> _COLLECTED MATERIAL_

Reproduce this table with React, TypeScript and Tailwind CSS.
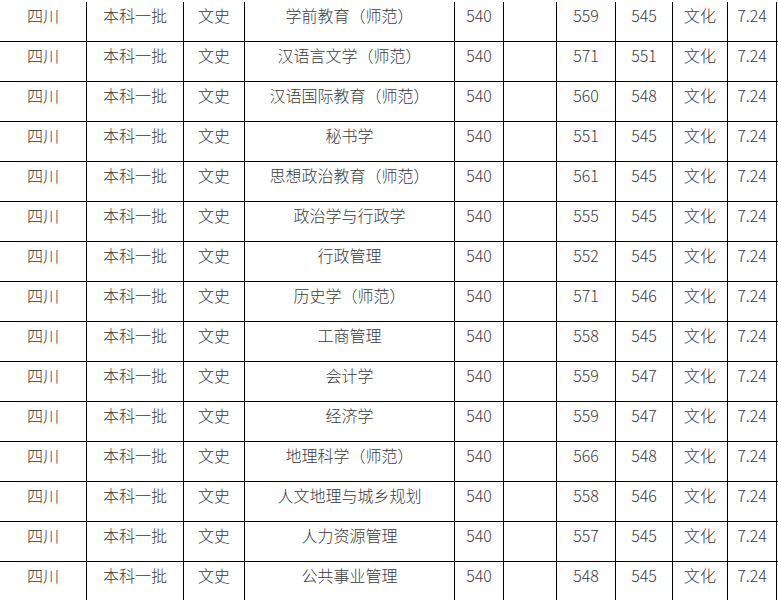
import React from "react";

const rows: [string, string, string][] = [
  ["学前教育（师范）", "559", "545"],
  ["汉语言文学（师范）", "571", "551"],
  ["汉语国际教育（师范）", "560", "548"],
  ["秘书学", "551", "545"],
  ["思想政治教育（师范）", "561", "545"],
  ["政治学与行政学", "555", "545"],
  ["行政管理", "552", "545"],
  ["历史学（师范）", "571", "546"],
  ["工商管理", "558", "545"],
  ["会计学", "559", "547"],
  ["经济学", "559", "547"],
  ["地理科学（师范）", "566", "548"],
  ["人文地理与城乡规划", "558", "546"],
  ["人力资源管理", "557", "545"],
  ["公共事业管理", "548", "545"],
];

export default function App() {
  return (
    <div
      className="w-[778px] h-[600px] overflow-hidden bg-white pt-[2px] text-[#3a3a3a] text-[16px] font-light"
      style={{ fontFamily: '"Noto Sans CJK SC", "Noto Sans", sans-serif' }}
    >
      {rows.map((r, i) => {
        const cells = ["四川", "本科一批", "文史", r[0], "540", "", r[1], r[2], "文化", "7.24"];
        return (
          <div
            key={i}
            className="grid grid-cols-[87px_97px_61px_210px_49px_53px_59px_57px_55px_49px] h-[40px] box-border border-b border-black"
          >
            {cells.map((c, j) => (
              <div
                key={j}
                className="border-r border-black text-center leading-6 pt-[1px] whitespace-nowrap"
              >
                {c}
              </div>
            ))}
          </div>
        );
      })}
    </div>
  );
}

> _DIRECTION_
Leaving the pictures aside, transcribe the entire listing exactly.

> _THE OUTPUT_
Reproduce this table with React, TypeScript and Tailwind CSS.
import React from "react";

const rows: [string, string, string][] = [
  ["学前教育（师范）", "559", "545"],
  ["汉语言文学（师范）", "571", "551"],
  ["汉语国际教育（师范）", "560", "548"],
  ["秘书学", "551", "545"],
  ["思想政治教育（师范）", "561", "545"],
  ["政治学与行政学", "555", "545"],
  ["行政管理", "552", "545"],
  ["历史学（师范）", "571", "546"],
  ["工商管理", "558", "545"],
  ["会计学", "559", "547"],
  ["经济学", "559", "547"],
  ["地理科学（师范）", "566", "548"],
  ["人文地理与城乡规划", "558", "546"],
  ["人力资源管理", "557", "545"],
  ["公共事业管理", "548", "545"],
];

export default function App() {
  return (
    <div
      className="w-[778px] h-[600px] overflow-hidden bg-white pt-[2px] text-[#3a3a3a] text-[16px] font-light"
      style={{ fontFamily: '"Noto Sans CJK SC", "Noto Sans", sans-serif' }}
    >
      {rows.map((r, i) => {
        const cells = ["四川", "本科一批", "文史", r[0], "540", "", r[1], r[2], "文化", "7.24"];
        return (
          <div
            key={i}
            className="grid grid-cols-[87px_97px_61px_210px_49px_53px_59px_57px_55px_49px] h-[40px] box-border border-b border-black"
          >
            {cells.map((c, j) => (
              <div
                key={j}
                className="border-r border-black text-center leading-6 pt-[1px] whitespace-nowrap"
              >
                {c}
              </div>
            ))}
          </div>
        );
      })}
    </div>
  );
}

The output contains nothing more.